## WHAT YOU SHOULD DO
Reproduce each line of the material exactly, minus any picture.
──────── DATASET CONTENT ────────
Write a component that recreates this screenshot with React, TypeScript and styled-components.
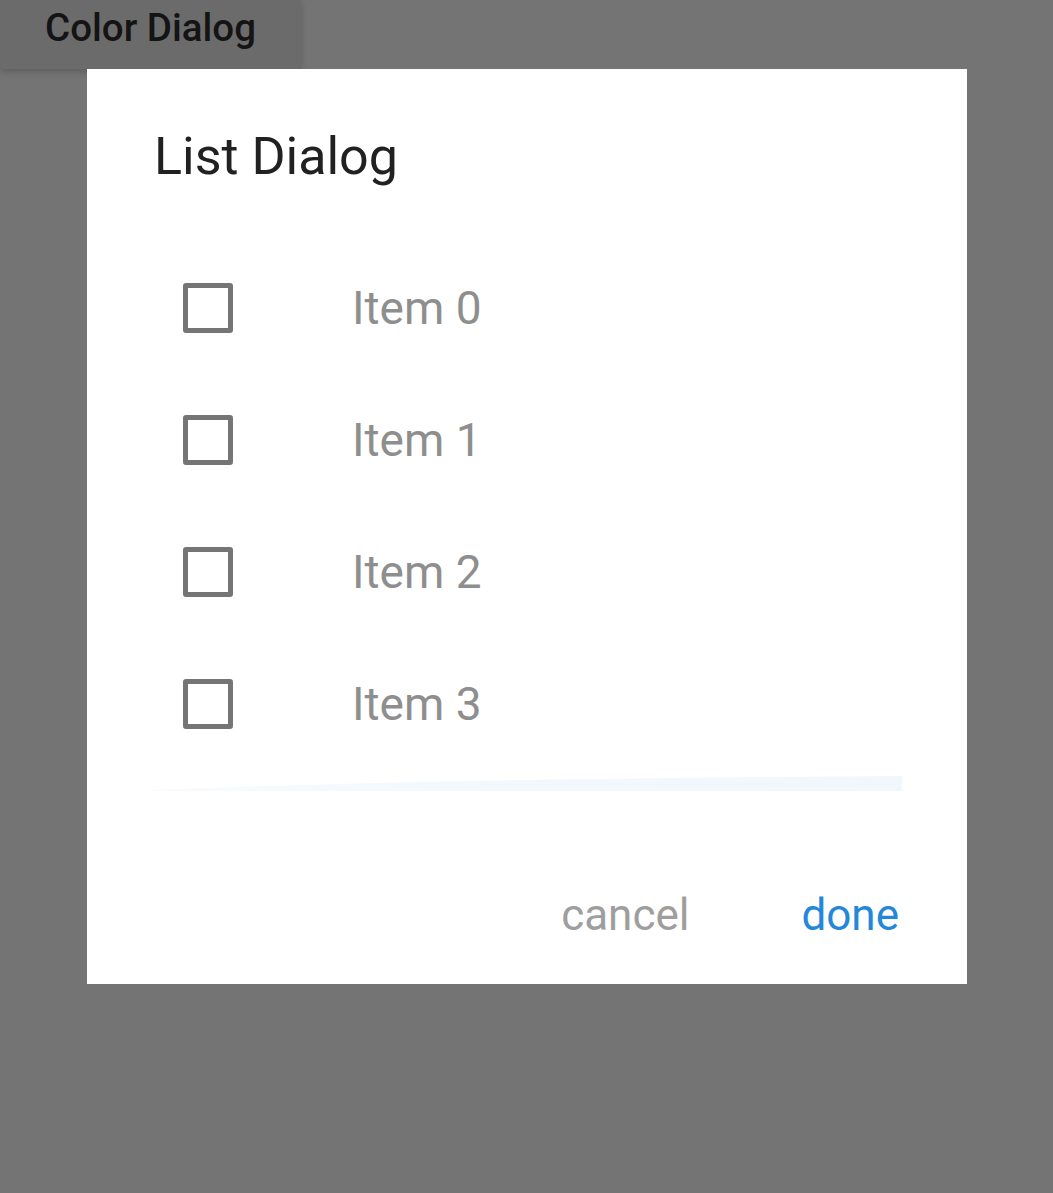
import React, { useState } from 'react';
import styled, { createGlobalStyle } from 'styled-components';

const GlobalStyle = createGlobalStyle`
  html, body {
    margin: 0;
    padding: 0;
    background: #747474;
    font-family: Roboto, "Liberation Sans", sans-serif;
  }
`;

const Page = styled.div`
  width: 1053px;
  height: 1193px;
  display: flex;
  flex-direction: column;
  align-items: flex-start;
  overflow: hidden;
`;

const RaisedButton = styled.button`
  height: 69px;
  width: 301px;
  padding: 0 0 14px 0;
  border: none;
  border-radius: 0 0 4px 4px;
  background: #6b6b6b;
  box-shadow: 0 3px 6px rgba(0, 0, 0, 0.18);
  font-family: Roboto, "Liberation Sans", sans-serif;
  font-size: 38.5px;
  font-weight: 500;
  color: #141414;
  display: flex;
  align-items: center;
  justify-content: center;
`;

const Dialog = styled.div`
  position: relative;
  margin-left: 87px;
  width: 880px;
  height: 915px;
  box-sizing: border-box;
  background: #ffffff;
  display: flex;
  flex-direction: column;
  padding-top: 57px;
`;

const Title = styled.h2`
  margin: 0 0 55px 67px;
  font-size: 52px;
  line-height: 61px;
  font-weight: 400;
  color: #212121;
`;

const List = styled.div`
  display: flex;
  flex-direction: column;
`;

const Row = styled.label`
  height: 132px;
  display: flex;
  align-items: center;
  cursor: pointer;
`;

const Box = styled.span<{ $checked: boolean }>`
  margin-left: 96px;
  width: 50px;
  height: 50px;
  box-sizing: border-box;
  border: 5px solid ${(p) => (p.$checked ? '#1e88e5' : '#757575')};
  background: ${(p) => (p.$checked ? '#1e88e5' : 'transparent')};
  border-radius: 3px;
`;

const ItemText = styled.span`
  margin-left: 119px;
  font-size: 46px;
  color: #8e8e8e;
`;

const Glow = styled.svg`
  display: block;
  margin: 6px 0 0 65px;
`;

const Actions = styled.div`
  margin-top: 73px;
  height: 100px;
  display: flex;
  align-items: center;
  justify-content: flex-end;
  gap: 112px;
  padding-right: 68px;
`;

const ActionButton = styled.button<{ $primary?: boolean }>`
  border: none;
  background: none;
  padding: 0;
  font-family: Roboto, "Liberation Sans", sans-serif;
  font-size: 44px;
  color: ${(p) => (p.$primary ? '#2587d9' : '#9e9e9e')};
`;

export default function App() {
  const [checked, setChecked] = useState<boolean[]>([false, false, false, false]);

  const toggle = (i: number) =>
    setChecked((c) => c.map((v, j) => (j === i ? !v : v)));

  return (
    <Page>
      <GlobalStyle />
      <RaisedButton>Color Dialog</RaisedButton>
      <Dialog>
        <Title>List Dialog</Title>
        <List>
          {checked.map((v, i) => (
            <Row key={i} onClick={() => toggle(i)}>
              <Box $checked={v} />
              <ItemText>Item {i}</ItemText>
            </Row>
          ))}
        </List>
        <Glow width="750" height="16" viewBox="0 0 750 16">
          <defs>
            <linearGradient id="glow" x1="0" x2="1" y1="0" y2="0">
              <stop offset="0" stopColor="#f8fbfe" />
              <stop offset="0.5" stopColor="#f2f8fd" />
              <stop offset="1" stopColor="#f1f7fd" />
            </linearGradient>
          </defs>
          <path d="M0 14 Q 300 2 750 0 L750 15 L0 15 Z" fill="url(#glow)" />
        </Glow>
        <Actions>
          <ActionButton>cancel</ActionButton>
          <ActionButton $primary>done</ActionButton>
        </Actions>
      </Dialog>
    </Page>
  );
}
────────
## RESULT OF THIS TASK
Write a component that recreates this screenshot with React, TypeScript and styled-components.
import React, { useState } from 'react';
import styled, { createGlobalStyle } from 'styled-components';

const GlobalStyle = createGlobalStyle`
  html, body {
    margin: 0;
    padding: 0;
    background: #747474;
    font-family: Roboto, "Liberation Sans", sans-serif;
  }
`;

const Page = styled.div`
  width: 1053px;
  height: 1193px;
  display: flex;
  flex-direction: column;
  align-items: flex-start;
  overflow: hidden;
`;

const RaisedButton = styled.button`
  height: 69px;
  width: 301px;
  padding: 0 0 14px 0;
  border: none;
  border-radius: 0 0 4px 4px;
  background: #6b6b6b;
  box-shadow: 0 3px 6px rgba(0, 0, 0, 0.18);
  font-family: Roboto, "Liberation Sans", sans-serif;
  font-size: 38.5px;
  font-weight: 500;
  color: #141414;
  display: flex;
  align-items: center;
  justify-content: center;
`;

const Dialog = styled.div`
  position: relative;
  margin-left: 87px;
  width: 880px;
  height: 915px;
  box-sizing: border-box;
  background: #ffffff;
  display: flex;
  flex-direction: column;
  padding-top: 57px;
`;

const Title = styled.h2`
  margin: 0 0 55px 67px;
  font-size: 52px;
  line-height: 61px;
  font-weight: 400;
  color: #212121;
`;

const List = styled.div`
  display: flex;
  flex-direction: column;
`;

const Row = styled.label`
  height: 132px;
  display: flex;
  align-items: center;
  cursor: pointer;
`;

const Box = styled.span<{ $checked: boolean }>`
  margin-left: 96px;
  width: 50px;
  height: 50px;
  box-sizing: border-box;
  border: 5px solid ${(p) => (p.$checked ? '#1e88e5' : '#757575')};
  background: ${(p) => (p.$checked ? '#1e88e5' : 'transparent')};
  border-radius: 3px;
`;

const ItemText = styled.span`
  margin-left: 119px;
  font-size: 46px;
  color: #8e8e8e;
`;

const Glow = styled.svg`
  display: block;
  margin: 6px 0 0 65px;
`;

const Actions = styled.div`
  margin-top: 73px;
  height: 100px;
  display: flex;
  align-items: center;
  justify-content: flex-end;
  gap: 112px;
  padding-right: 68px;
`;

const ActionButton = styled.button<{ $primary?: boolean }>`
  border: none;
  background: none;
  padding: 0;
  font-family: Roboto, "Liberation Sans", sans-serif;
  font-size: 44px;
  color: ${(p) => (p.$primary ? '#2587d9' : '#9e9e9e')};
`;

export default function App() {
  const [checked, setChecked] = useState<boolean[]>([false, false, false, false]);

  const toggle = (i: number) =>
    setChecked((c) => c.map((v, j) => (j === i ? !v : v)));

  return (
    <Page>
      <GlobalStyle />
      <RaisedButton>Color Dialog</RaisedButton>
      <Dialog>
        <Title>List Dialog</Title>
        <List>
          {checked.map((v, i) => (
            <Row key={i} onClick={() => toggle(i)}>
              <Box $checked={v} />
              <ItemText>Item {i}</ItemText>
            </Row>
          ))}
        </List>
        <Glow width="750" height="16" viewBox="0 0 750 16">
          <defs>
            <linearGradient id="glow" x1="0" x2="1" y1="0" y2="0">
              <stop offset="0" stopColor="#f8fbfe" />
              <stop offset="0.5" stopColor="#f2f8fd" />
              <stop offset="1" stopColor="#f1f7fd" />
            </linearGradient>
          </defs>
          <path d="M0 14 Q 300 2 750 0 L750 15 L0 15 Z" fill="url(#glow)" />
        </Glow>
        <Actions>
          <ActionButton>cancel</ActionButton>
          <ActionButton $primary>done</ActionButton>
        </Actions>
      </Dialog>
    </Page>
  );
}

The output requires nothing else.